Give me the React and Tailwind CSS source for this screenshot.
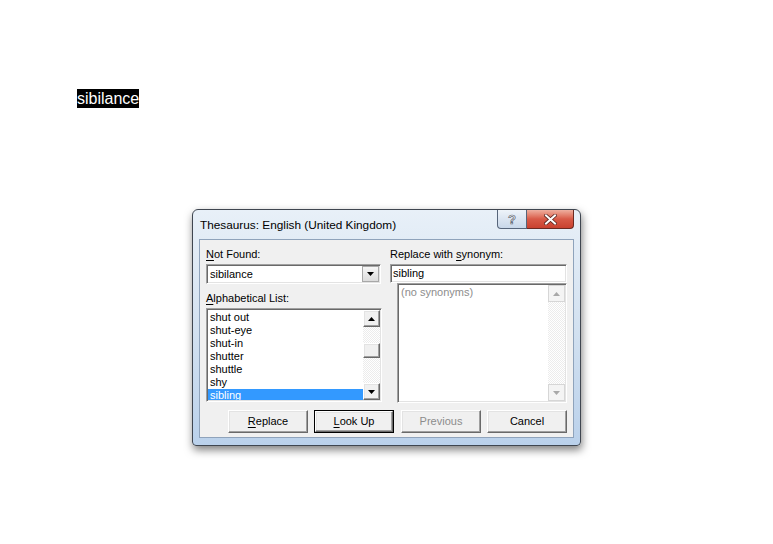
import React from "react";

const sunken =
  "border border-t-[#a0a0a0] border-l-[#a0a0a0] border-r-white border-b-white shadow-[inset_1px_1px_#696969,inset_-1px_-1px_#e3e3e3]";
const raised =
  "border border-t-white border-l-white border-r-[#696969] border-b-[#696969] shadow-[inset_-1px_-1px_#a0a0a0,inset_1px_1px_#e3e3e3] bg-[#f0f0f0]";
const track =
  "bg-[image:repeating-conic-gradient(#ececec_0%_25%,#ffffff_0%_50%)] bg-[length:2px_2px]";

function Tri({ up, color = "#000" }) {
  return (
    <svg width="7" height="4" viewBox="0 0 7 4">
      <polygon points={up ? "0,4 7,4 3.5,0" : "0,0 7,0 3.5,4"} fill={color} />
    </svg>
  );
}

function ArrowBtn({ up, disabled }) {
  return (
    <div
      className={
        disabled
          ? "w-[17px] h-[17px] flex items-center justify-center border border-[#d6d6d6] bg-[#f4f4f4]"
          : "w-[17px] h-[17px] flex items-center justify-center " + raised
      }
    >
      <Tri up={up} color={disabled ? "#a8a8a8" : "#000"} />
    </div>
  );
}

function PushBtn({ children, def, disabled }) {
  const inner = (
    <div
      className={
        "flex-1 flex items-center justify-center " +
        raised +
        (disabled ? " text-[#8c8c8c]" : " text-black")
      }
    >
      {children}
    </div>
  );
  if (def) {
    return (
      <div className="w-[80px] h-[23px] flex border border-black">{inner}</div>
    );
  }
  return <div className="w-[80px] h-[23px] flex">{inner}</div>;
}

export default function App() {
  const items = ["shut out", "shut-eye", "shut-in", "shutter", "shuttle", "shy"];
  return (
    <div className="w-[773px] h-[544px] bg-white flex flex-col items-start overflow-hidden font-['Liberation_Sans',Arial,sans-serif]">
      <div className="ml-[77px] mt-[89px] h-[19px] w-[62px] overflow-hidden bg-black text-white text-[16px] leading-[19px] whitespace-nowrap">
        sibilance
      </div>

      <div className="ml-[192px] mt-[101px] w-[389px] h-[237px] flex flex-col border border-[#3f4650] rounded-t-[6px] rounded-b-[4px] bg-gradient-to-b from-[#e8f0f8] via-[#d3e1f0] to-[#bad1eb] shadow-[1px_4px_9px_rgba(0,0,0,0.5)]">
        {/* title bar */}
        <div className="h-[29px] flex items-start pl-[7px] pr-[6px]">
          <div className="self-center mt-[1px] text-[11.8px] leading-[15px] text-black flex-1 whitespace-nowrap">
            Thesaurus: English (United Kingdom)
          </div>
          <div className="flex">
            <div className="w-[30px] h-[19px] border border-t-0 border-[#56657a] rounded-bl-[4px] bg-gradient-to-b from-[#eef3f9] to-[#c8d7e9] flex items-center justify-center">
              <span className="text-[13px] leading-[13px] font-bold text-[#f7f7f7] [-webkit-text-stroke:0.7px_#5c6470]">
                ?
              </span>
            </div>
            <div className="w-[47px] h-[19px] border border-t-0 border-l-0 border-[#6b2a22] rounded-br-[4px] bg-gradient-to-b from-[#eeaf9f] via-[#d85a47] to-[#c9412f] flex items-center justify-center">
              <svg width="13" height="11" viewBox="0 0 13 11">
                <path d="M2 1.5 L11 9.5 M11 1.5 L2 9.5" stroke="#5a2620" strokeWidth="3.6" strokeLinecap="square" />
                <path d="M2 1.5 L11 9.5 M11 1.5 L2 9.5" stroke="#ffffff" strokeWidth="2" strokeLinecap="square" />
              </svg>
            </div>
          </div>
        </div>

        {/* client area */}
        <div className="mx-[6px] w-[375px] h-[199px] border border-[#8fa3bb] bg-[#f0f0f0] flex flex-col text-[11px] leading-[15px] text-black">
          <div className="flex pt-[7px] pl-[6px] gap-[8px]">
            {/* left column */}
            <div className="w-[176px] flex flex-col">
              <div className="h-[15px]">
                <u className="underline-offset-[2px]">N</u>ot Found:
              </div>
              <div className={"mt-[2px] w-[175px] h-[20px] bg-white flex items-stretch " + sunken}>
                <div className="flex-1 pl-[3px] pt-[2px]">sibilance</div>
                <div className="my-[1px] mr-[1px] w-[17px] flex items-center justify-center border border-[#a8a8a8] bg-gradient-to-b from-[#f6f6f6] to-[#dcdcdc]">
                  <Tri />
                </div>
              </div>
              <div className="mt-[7px] h-[15px]">
                <u className="underline-offset-[2px]">A</u>lphabetical List:
              </div>
              <div className={"mt-[2px] w-[176px] h-[94px] bg-white flex p-[1px] overflow-hidden " + sunken}>
                <div className="flex-1 flex flex-col overflow-hidden pt-[1px]">
                  {items.map((t) => (
                    <div key={t} className="h-[13px] leading-[13px] pl-[2px] shrink-0">
                      {t}
                    </div>
                  ))}
                  <div className="h-[13px] leading-[13px] pl-[2px] shrink-0 bg-[#3399ff] text-white">
                    sibling
                  </div>
                </div>
                <div className={"w-[17px] flex flex-col " + track}>
                  <ArrowBtn up />
                  <div className="h-[16px]" />
                  <div className={"h-[15px] " + raised} />
                  <div className="flex-1" />
                  <ArrowBtn />
                </div>
              </div>
            </div>

            {/* right column */}
            <div className="w-[177px] flex flex-col">
              <div className="h-[15px]">
                Replace with <u className="underline-offset-[2px]">s</u>ynonym:
              </div>
              <div className={"mt-[2px] w-[177px] h-[19px] bg-white pl-[2px] pt-[1px] " + sunken}>
                sibling
              </div>
              <div className={"ml-[7px] w-[170px] h-[120px] bg-white flex p-[1px] " + sunken}>
                <div className="flex-1 pl-[2px] text-[#8d8d8d]">(no synonyms)</div>
                <div className={"w-[17px] flex flex-col justify-between " + track}>
                  <ArrowBtn up disabled />
                  <ArrowBtn disabled />
                </div>
              </div>
            </div>
          </div>

          {/* buttons */}
          <div className="mt-[7px] flex justify-end pr-[6px]">
            <PushBtn>
              <span>
                <u className="underline-offset-[2px]">R</u>eplace
              </span>
            </PushBtn>
            <div className="w-[6px]" />
            <PushBtn def>
              <span>
                <u className="underline-offset-[2px]">L</u>ook Up
              </span>
            </PushBtn>
            <div className="w-[7px]" />
            <PushBtn disabled>Previous</PushBtn>
            <div className="w-[6px]" />
            <PushBtn>Cancel</PushBtn>
          </div>
        </div>
      </div>
    </div>
  );
}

====

### Exercise
Omit every picture, then repeat the remaining data exactly as it appears above.

### Response
Give me the React and Tailwind CSS source for this screenshot.
import React from "react";

const sunken =
  "border border-t-[#a0a0a0] border-l-[#a0a0a0] border-r-white border-b-white shadow-[inset_1px_1px_#696969,inset_-1px_-1px_#e3e3e3]";
const raised =
  "border border-t-white border-l-white border-r-[#696969] border-b-[#696969] shadow-[inset_-1px_-1px_#a0a0a0,inset_1px_1px_#e3e3e3] bg-[#f0f0f0]";
const track =
  "bg-[image:repeating-conic-gradient(#ececec_0%_25%,#ffffff_0%_50%)] bg-[length:2px_2px]";

function Tri({ up, color = "#000" }) {
  return (
    <svg width="7" height="4" viewBox="0 0 7 4">
      <polygon points={up ? "0,4 7,4 3.5,0" : "0,0 7,0 3.5,4"} fill={color} />
    </svg>
  );
}

function ArrowBtn({ up, disabled }) {
  return (
    <div
      className={
        disabled
          ? "w-[17px] h-[17px] flex items-center justify-center border border-[#d6d6d6] bg-[#f4f4f4]"
          : "w-[17px] h-[17px] flex items-center justify-center " + raised
      }
    >
      <Tri up={up} color={disabled ? "#a8a8a8" : "#000"} />
    </div>
  );
}

function PushBtn({ children, def, disabled }) {
  const inner = (
    <div
      className={
        "flex-1 flex items-center justify-center " +
        raised +
        (disabled ? " text-[#8c8c8c]" : " text-black")
      }
    >
      {children}
    </div>
  );
  if (def) {
    return (
      <div className="w-[80px] h-[23px] flex border border-black">{inner}</div>
    );
  }
  return <div className="w-[80px] h-[23px] flex">{inner}</div>;
}

export default function App() {
  const items = ["shut out", "shut-eye", "shut-in", "shutter", "shuttle", "shy"];
  return (
    <div className="w-[773px] h-[544px] bg-white flex flex-col items-start overflow-hidden font-['Liberation_Sans',Arial,sans-serif]">
      <div className="ml-[77px] mt-[89px] h-[19px] w-[62px] overflow-hidden bg-black text-white text-[16px] leading-[19px] whitespace-nowrap">
        sibilance
      </div>

      <div className="ml-[192px] mt-[101px] w-[389px] h-[237px] flex flex-col border border-[#3f4650] rounded-t-[6px] rounded-b-[4px] bg-gradient-to-b from-[#e8f0f8] via-[#d3e1f0] to-[#bad1eb] shadow-[1px_4px_9px_rgba(0,0,0,0.5)]">
        {/* title bar */}
        <div className="h-[29px] flex items-start pl-[7px] pr-[6px]">
          <div className="self-center mt-[1px] text-[11.8px] leading-[15px] text-black flex-1 whitespace-nowrap">
            Thesaurus: English (United Kingdom)
          </div>
          <div className="flex">
            <div className="w-[30px] h-[19px] border border-t-0 border-[#56657a] rounded-bl-[4px] bg-gradient-to-b from-[#eef3f9] to-[#c8d7e9] flex items-center justify-center">
              <span className="text-[13px] leading-[13px] font-bold text-[#f7f7f7] [-webkit-text-stroke:0.7px_#5c6470]">
                ?
              </span>
            </div>
            <div className="w-[47px] h-[19px] border border-t-0 border-l-0 border-[#6b2a22] rounded-br-[4px] bg-gradient-to-b from-[#eeaf9f] via-[#d85a47] to-[#c9412f] flex items-center justify-center">
              <svg width="13" height="11" viewBox="0 0 13 11">
                <path d="M2 1.5 L11 9.5 M11 1.5 L2 9.5" stroke="#5a2620" strokeWidth="3.6" strokeLinecap="square" />
                <path d="M2 1.5 L11 9.5 M11 1.5 L2 9.5" stroke="#ffffff" strokeWidth="2" strokeLinecap="square" />
              </svg>
            </div>
          </div>
        </div>

        {/* client area */}
        <div className="mx-[6px] w-[375px] h-[199px] border border-[#8fa3bb] bg-[#f0f0f0] flex flex-col text-[11px] leading-[15px] text-black">
          <div className="flex pt-[7px] pl-[6px] gap-[8px]">
            {/* left column */}
            <div className="w-[176px] flex flex-col">
              <div className="h-[15px]">
                <u className="underline-offset-[2px]">N</u>ot Found:
              </div>
              <div className={"mt-[2px] w-[175px] h-[20px] bg-white flex items-stretch " + sunken}>
                <div className="flex-1 pl-[3px] pt-[2px]">sibilance</div>
                <div className="my-[1px] mr-[1px] w-[17px] flex items-center justify-center border border-[#a8a8a8] bg-gradient-to-b from-[#f6f6f6] to-[#dcdcdc]">
                  <Tri />
                </div>
              </div>
              <div className="mt-[7px] h-[15px]">
                <u className="underline-offset-[2px]">A</u>lphabetical List:
              </div>
              <div className={"mt-[2px] w-[176px] h-[94px] bg-white flex p-[1px] overflow-hidden " + sunken}>
                <div className="flex-1 flex flex-col overflow-hidden pt-[1px]">
                  {items.map((t) => (
                    <div key={t} className="h-[13px] leading-[13px] pl-[2px] shrink-0">
                      {t}
                    </div>
                  ))}
                  <div className="h-[13px] leading-[13px] pl-[2px] shrink-0 bg-[#3399ff] text-white">
                    sibling
                  </div>
                </div>
                <div className={"w-[17px] flex flex-col " + track}>
                  <ArrowBtn up />
                  <div className="h-[16px]" />
                  <div className={"h-[15px] " + raised} />
                  <div className="flex-1" />
                  <ArrowBtn />
                </div>
              </div>
            </div>

            {/* right column */}
            <div className="w-[177px] flex flex-col">
              <div className="h-[15px]">
                Replace with <u className="underline-offset-[2px]">s</u>ynonym:
              </div>
              <div className={"mt-[2px] w-[177px] h-[19px] bg-white pl-[2px] pt-[1px] " + sunken}>
                sibling
              </div>
              <div className={"ml-[7px] w-[170px] h-[120px] bg-white flex p-[1px] " + sunken}>
                <div className="flex-1 pl-[2px] text-[#8d8d8d]">(no synonyms)</div>
                <div className={"w-[17px] flex flex-col justify-between " + track}>
                  <ArrowBtn up disabled />
                  <ArrowBtn disabled />
                </div>
              </div>
            </div>
          </div>

          {/* buttons */}
          <div className="mt-[7px] flex justify-end pr-[6px]">
            <PushBtn>
              <span>
                <u className="underline-offset-[2px]">R</u>eplace
              </span>
            </PushBtn>
            <div className="w-[6px]" />
            <PushBtn def>
              <span>
                <u className="underline-offset-[2px]">L</u>ook Up
              </span>
            </PushBtn>
            <div className="w-[7px]" />
            <PushBtn disabled>Previous</PushBtn>
            <div className="w-[6px]" />
            <PushBtn>Cancel</PushBtn>
          </div>
        </div>
      </div>
    </div>
  );
}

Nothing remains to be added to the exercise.